Task objective ▸ Copy the records below exactly, omitting any pictures they contain.

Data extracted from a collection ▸
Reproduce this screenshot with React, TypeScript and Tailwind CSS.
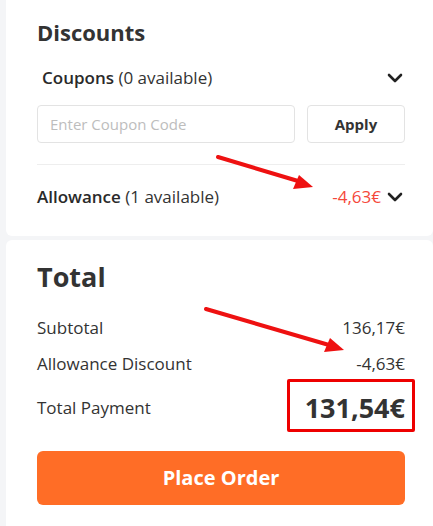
import React from 'react';

const Chevron = () => (
  <svg width="16" height="10" viewBox="0 0 16 10" fill="none" className="shrink-0">
    <path d="M2 2l6 6 6-6" stroke="#222" strokeWidth="2.6" strokeLinecap="round" strokeLinejoin="round" />
  </svg>
);

const Row: React.FC<{ label: string; value: string }> = ({ label, value }) => (
  <div className="flex justify-between items-center h-9 text-[17px] text-[#333]">
    <span>{label}</span>
    <span>{value}</span>
  </div>
);

export default function App() {
  return (
    <div
      className="relative min-h-screen bg-[#f4f5f7] pl-[6px]"
      style={{ fontFamily: '"Open Sans", "Noto Sans", sans-serif' }}
    >
      <section className="bg-white rounded-b-[6px] pl-[31px] pr-[28px] pt-[16px] h-[236px]">
        <h2 className="text-[22px] font-bold text-[#333] leading-[32px]">Discounts</h2>
        <div className="flex items-center justify-between mt-[15px] pl-[5px] pr-[2px] h-[30px]">
          <span className="text-[17px] text-[#333]">
            <span className="font-semibold text-[#2a2a2a]">Coupons</span> (0 available)
          </span>
          <Chevron />
        </div>
        <div className="flex gap-[12px] mt-[12px]">
          <input
            className="flex-1 h-[38px] rounded-[4px] border border-[#e3e3e3] px-[12px] text-[15px] placeholder:text-[#bdbdbd] outline-none"
            placeholder="Enter Coupon Code"
          />
          <button className="w-[98px] h-[38px] rounded-[4px] border border-[#e3e3e3] text-[15px] font-bold text-[#333]">
            Apply
          </button>
        </div>
        <div className="border-t border-[#eeeeee] mt-[21px]" />
        <div className="flex items-center justify-between pr-[2px] h-[64px]">
          <span className="text-[17px] text-[#333]">
            <span className="font-semibold text-[#2a2a2a]">Allowance</span> (1 available)
          </span>
          <div className="flex items-center gap-[6px]">
            <span className="text-[17px] text-[#f5483b]">-4,63€</span>
            <Chevron />
          </div>
        </div>
      </section>

      <section className="bg-white rounded-t-[6px] mt-[4px] pl-[31px] pr-[28px] pt-[20px] pb-[21px]">
        <h2 className="text-[27px] font-bold text-[#333] leading-[34px]">Total</h2>
        <div className="mt-[16px]">
          <Row label="Subtotal" value="136,17€" />
          <Row label="Allowance Discount" value="-4,63€" />
          <div className="flex justify-between items-center h-[52px] text-[#333]">
            <span className="text-[17px]">Total Payment</span>
            <span className="text-[27px] font-bold">131,54€</span>
          </div>
        </div>
        <button className="w-full h-[54px] mt-[17px] rounded-[6px] bg-[#ff6d26] text-white text-[20px] font-bold">
          Place Order
        </button>
      </section>

      <div className="absolute left-[287px] top-[379px] w-[128px] h-[53px] border-[3px] border-[#ee0000] rounded-[2px] pointer-events-none" />

      <svg className="absolute left-0 top-0 pointer-events-none" width="433" height="526">
        <line x1="218" y1="157" x2="298" y2="181" stroke="#ee1111" strokeWidth="4" strokeLinecap="round" />
        <polygon points="313,187 293,189 299,175" fill="#ee1111" />
        <line x1="206" y1="309" x2="329" y2="345" stroke="#ee1111" strokeWidth="4" strokeLinecap="round" />
        <polygon points="344,350 324,352 330,338" fill="#ee1111" />
      </svg>
    </div>
  );
}
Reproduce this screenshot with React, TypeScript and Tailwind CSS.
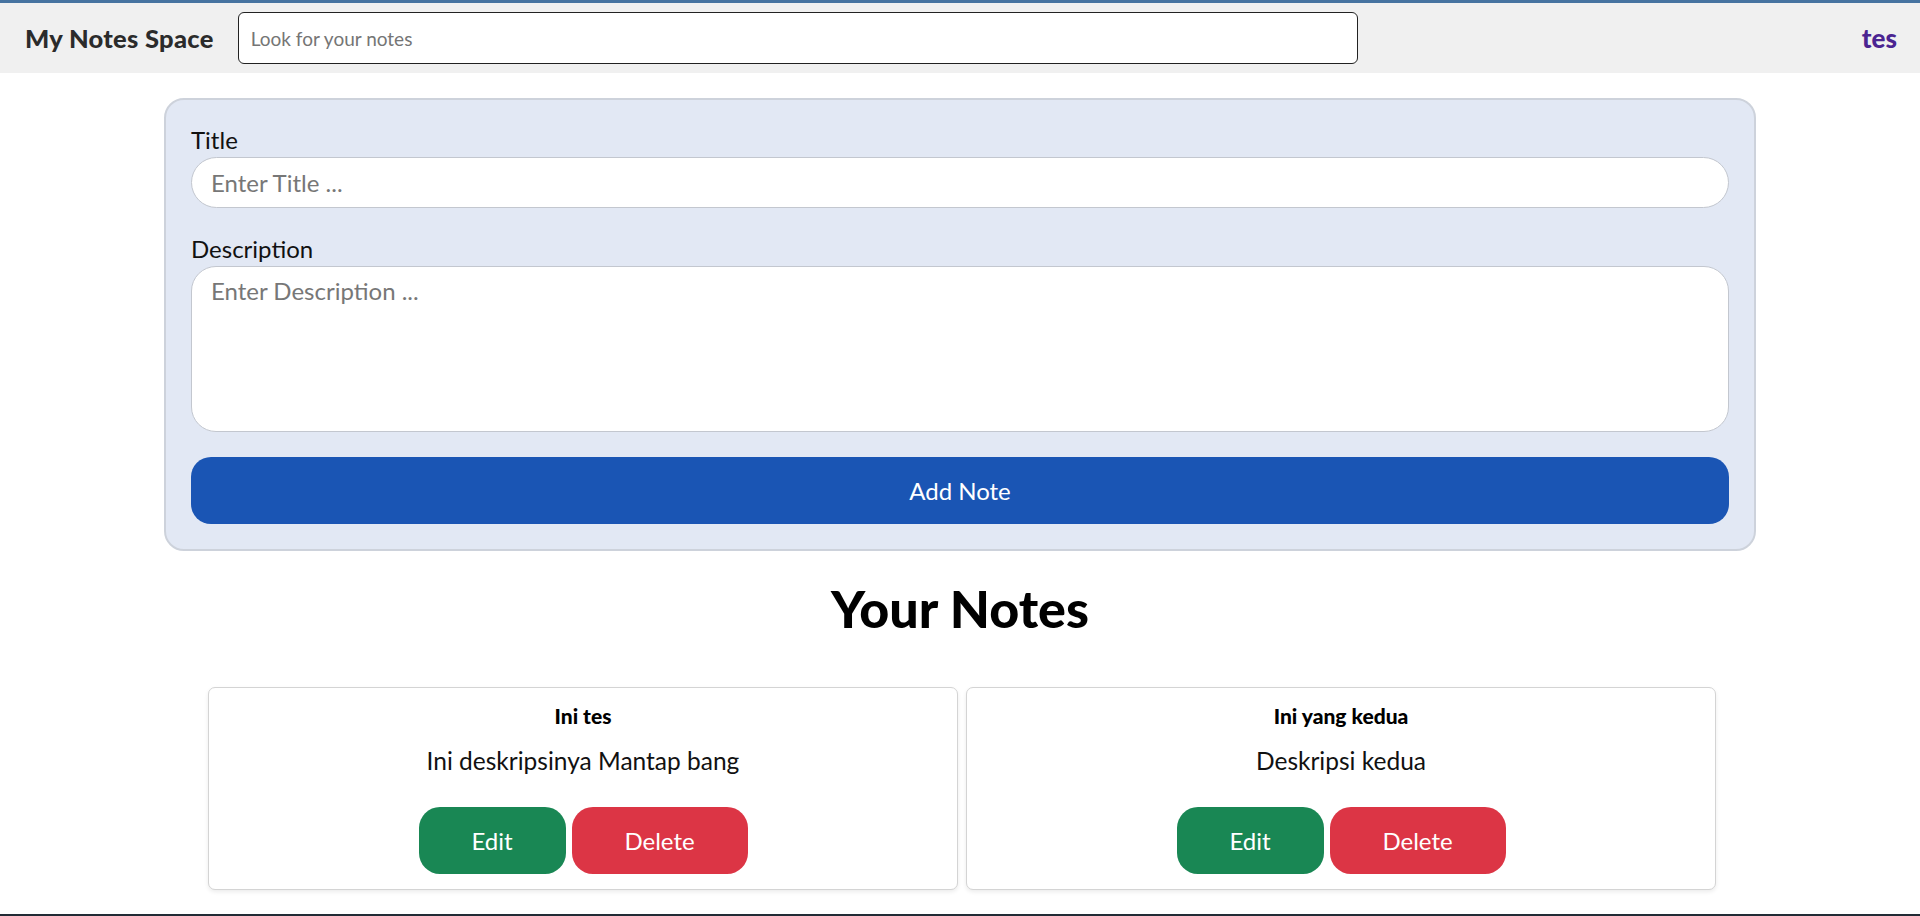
import { useState } from 'react'

type Note = { id: number; title: string; description: string }

const initialNotes: Note[] = [
  { id: 1, title: 'Ini tes', description: 'Ini deskripsinya Mantap bang' },
  { id: 2, title: 'Ini yang kedua', description: 'Deskripsi kedua' },
]

const NoteCard = ({ note }: { note: Note }) => (
  <div className="w-[750px] bg-white border border-[#d4d4d4] rounded-[7px] shadow-[0_2px_4px_rgba(0,0,0,0.08)] pt-[14px] pb-[15px] flex flex-col items-center">
    <h5 className="text-[21px] leading-[28px] font-black text-black">{note.title}</h5>
    <p className="mt-[13px] text-[24.5px] leading-[36px] text-[#111]">{note.description}</p>
    <div className="mt-[28px] flex gap-[6px]">
      <button className="w-[147px] h-[67px] rounded-[21px] bg-[#198754] text-white text-[24px]">Edit</button>
      <button className="w-[176px] h-[67px] rounded-[21px] bg-[#dc3545] text-white text-[24px]">Delete</button>
    </div>
  </div>
)

export default function App() {
  const [notes] = useState<Note[]>(initialNotes)

  return (
    <div
      className="h-[916px] overflow-hidden bg-white border-t-[3px] border-t-[#4673a0] border-b-2 border-b-[#222b35] flex flex-col"
      style={{ fontFamily: 'Lato, "Noto Sans", sans-serif' }}
    >
      <nav className="h-[70px] shrink-0 bg-[#f0f0f0] flex items-center pl-[25px] pr-[23px]">
        <span className="text-[25.5px] font-black text-[#2b2b2b] tracking-[0.3px]">My Notes Space</span>
        <input
          className="ml-[24px] w-[1120px] h-[52px] bg-white border border-[#222] rounded-[6px] px-[12px] text-[19px] placeholder:text-[#757575] outline-none"
          placeholder="Look for your notes"
        />
        <span className="ml-auto text-[26px] font-black text-[#4b2491]">tes</span>
      </nav>

      <div className="w-[1592px] mx-auto mt-[25px] bg-[#e2e8f4] border-2 border-[#cdd2db] rounded-[20px] px-[25px] pt-[22px] pb-[25px]">
        <label className="block text-[24px] leading-[35px] text-[#111]">Title</label>
        <input
          className="block w-full h-[51px] bg-white border border-[#c3c7cf] rounded-full px-[19px] text-[24px] placeholder:text-[#777] outline-none"
          placeholder="Enter Title ..."
        />
        <label className="block mt-[23px] text-[24px] leading-[35px] text-[#111]">Description</label>
        <textarea
          className="block w-full h-[166px] bg-white border border-[#c3c7cf] rounded-[25px] px-[19px] py-[6px] text-[24px] placeholder:text-[#777] outline-none resize-none"
          placeholder="Enter Description ..."
        />
        <button className="mt-[25px] w-full h-[67px] bg-[#1a55b4] rounded-[20px] text-white text-[24px]">Add Note</button>
      </div>

      <h1 className="mt-[30px] text-center text-[52px] leading-[54px] font-black text-black">Your Notes</h1>

      <div className="mt-[52px] flex justify-center gap-[8px] pl-[4px]">
        {notes.map((n) => (
          <NoteCard key={n.id} note={n} />
        ))}
      </div>
    </div>
  )
}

Exercise response ▸
Reproduce this screenshot with React, TypeScript and Tailwind CSS.
import React from 'react';

const Chevron = () => (
  <svg width="16" height="10" viewBox="0 0 16 10" fill="none" className="shrink-0">
    <path d="M2 2l6 6 6-6" stroke="#222" strokeWidth="2.6" strokeLinecap="round" strokeLinejoin="round" />
  </svg>
);

const Row: React.FC<{ label: string; value: string }> = ({ label, value }) => (
  <div className="flex justify-between items-center h-9 text-[17px] text-[#333]">
    <span>{label}</span>
    <span>{value}</span>
  </div>
);

export default function App() {
  return (
    <div
      className="relative min-h-screen bg-[#f4f5f7] pl-[6px]"
      style={{ fontFamily: '"Open Sans", "Noto Sans", sans-serif' }}
    >
      <section className="bg-white rounded-b-[6px] pl-[31px] pr-[28px] pt-[16px] h-[236px]">
        <h2 className="text-[22px] font-bold text-[#333] leading-[32px]">Discounts</h2>
        <div className="flex items-center justify-between mt-[15px] pl-[5px] pr-[2px] h-[30px]">
          <span className="text-[17px] text-[#333]">
            <span className="font-semibold text-[#2a2a2a]">Coupons</span> (0 available)
          </span>
          <Chevron />
        </div>
        <div className="flex gap-[12px] mt-[12px]">
          <input
            className="flex-1 h-[38px] rounded-[4px] border border-[#e3e3e3] px-[12px] text-[15px] placeholder:text-[#bdbdbd] outline-none"
            placeholder="Enter Coupon Code"
          />
          <button className="w-[98px] h-[38px] rounded-[4px] border border-[#e3e3e3] text-[15px] font-bold text-[#333]">
            Apply
          </button>
        </div>
        <div className="border-t border-[#eeeeee] mt-[21px]" />
        <div className="flex items-center justify-between pr-[2px] h-[64px]">
          <span className="text-[17px] text-[#333]">
            <span className="font-semibold text-[#2a2a2a]">Allowance</span> (1 available)
          </span>
          <div className="flex items-center gap-[6px]">
            <span className="text-[17px] text-[#f5483b]">-4,63€</span>
            <Chevron />
          </div>
        </div>
      </section>

      <section className="bg-white rounded-t-[6px] mt-[4px] pl-[31px] pr-[28px] pt-[20px] pb-[21px]">
        <h2 className="text-[27px] font-bold text-[#333] leading-[34px]">Total</h2>
        <div className="mt-[16px]">
          <Row label="Subtotal" value="136,17€" />
          <Row label="Allowance Discount" value="-4,63€" />
          <div className="flex justify-between items-center h-[52px] text-[#333]">
            <span className="text-[17px]">Total Payment</span>
            <span className="text-[27px] font-bold">131,54€</span>
          </div>
        </div>
        <button className="w-full h-[54px] mt-[17px] rounded-[6px] bg-[#ff6d26] text-white text-[20px] font-bold">
          Place Order
        </button>
      </section>

      <div className="absolute left-[287px] top-[379px] w-[128px] h-[53px] border-[3px] border-[#ee0000] rounded-[2px] pointer-events-none" />

      <svg className="absolute left-0 top-0 pointer-events-none" width="433" height="526">
        <line x1="218" y1="157" x2="298" y2="181" stroke="#ee1111" strokeWidth="4" strokeLinecap="round" />
        <polygon points="313,187 293,189 299,175" fill="#ee1111" />
        <line x1="206" y1="309" x2="329" y2="345" stroke="#ee1111" strokeWidth="4" strokeLinecap="round" />
        <polygon points="344,350 324,352 330,338" fill="#ee1111" />
      </svg>
    </div>
  );
}
Reproduce this screenshot with React, TypeScript and Tailwind CSS.
import { useState } from 'react'

type Note = { id: number; title: string; description: string }

const initialNotes: Note[] = [
  { id: 1, title: 'Ini tes', description: 'Ini deskripsinya Mantap bang' },
  { id: 2, title: 'Ini yang kedua', description: 'Deskripsi kedua' },
]

const NoteCard = ({ note }: { note: Note }) => (
  <div className="w-[750px] bg-white border border-[#d4d4d4] rounded-[7px] shadow-[0_2px_4px_rgba(0,0,0,0.08)] pt-[14px] pb-[15px] flex flex-col items-center">
    <h5 className="text-[21px] leading-[28px] font-black text-black">{note.title}</h5>
    <p className="mt-[13px] text-[24.5px] leading-[36px] text-[#111]">{note.description}</p>
    <div className="mt-[28px] flex gap-[6px]">
      <button className="w-[147px] h-[67px] rounded-[21px] bg-[#198754] text-white text-[24px]">Edit</button>
      <button className="w-[176px] h-[67px] rounded-[21px] bg-[#dc3545] text-white text-[24px]">Delete</button>
    </div>
  </div>
)

export default function App() {
  const [notes] = useState<Note[]>(initialNotes)

  return (
    <div
      className="h-[916px] overflow-hidden bg-white border-t-[3px] border-t-[#4673a0] border-b-2 border-b-[#222b35] flex flex-col"
      style={{ fontFamily: 'Lato, "Noto Sans", sans-serif' }}
    >
      <nav className="h-[70px] shrink-0 bg-[#f0f0f0] flex items-center pl-[25px] pr-[23px]">
        <span className="text-[25.5px] font-black text-[#2b2b2b] tracking-[0.3px]">My Notes Space</span>
        <input
          className="ml-[24px] w-[1120px] h-[52px] bg-white border border-[#222] rounded-[6px] px-[12px] text-[19px] placeholder:text-[#757575] outline-none"
          placeholder="Look for your notes"
        />
        <span className="ml-auto text-[26px] font-black text-[#4b2491]">tes</span>
      </nav>

      <div className="w-[1592px] mx-auto mt-[25px] bg-[#e2e8f4] border-2 border-[#cdd2db] rounded-[20px] px-[25px] pt-[22px] pb-[25px]">
        <label className="block text-[24px] leading-[35px] text-[#111]">Title</label>
        <input
          className="block w-full h-[51px] bg-white border border-[#c3c7cf] rounded-full px-[19px] text-[24px] placeholder:text-[#777] outline-none"
          placeholder="Enter Title ..."
        />
        <label className="block mt-[23px] text-[24px] leading-[35px] text-[#111]">Description</label>
        <textarea
          className="block w-full h-[166px] bg-white border border-[#c3c7cf] rounded-[25px] px-[19px] py-[6px] text-[24px] placeholder:text-[#777] outline-none resize-none"
          placeholder="Enter Description ..."
        />
        <button className="mt-[25px] w-full h-[67px] bg-[#1a55b4] rounded-[20px] text-white text-[24px]">Add Note</button>
      </div>

      <h1 className="mt-[30px] text-center text-[52px] leading-[54px] font-black text-black">Your Notes</h1>

      <div className="mt-[52px] flex justify-center gap-[8px] pl-[4px]">
        {notes.map((n) => (
          <NoteCard key={n.id} note={n} />
        ))}
      </div>
    </div>
  )
}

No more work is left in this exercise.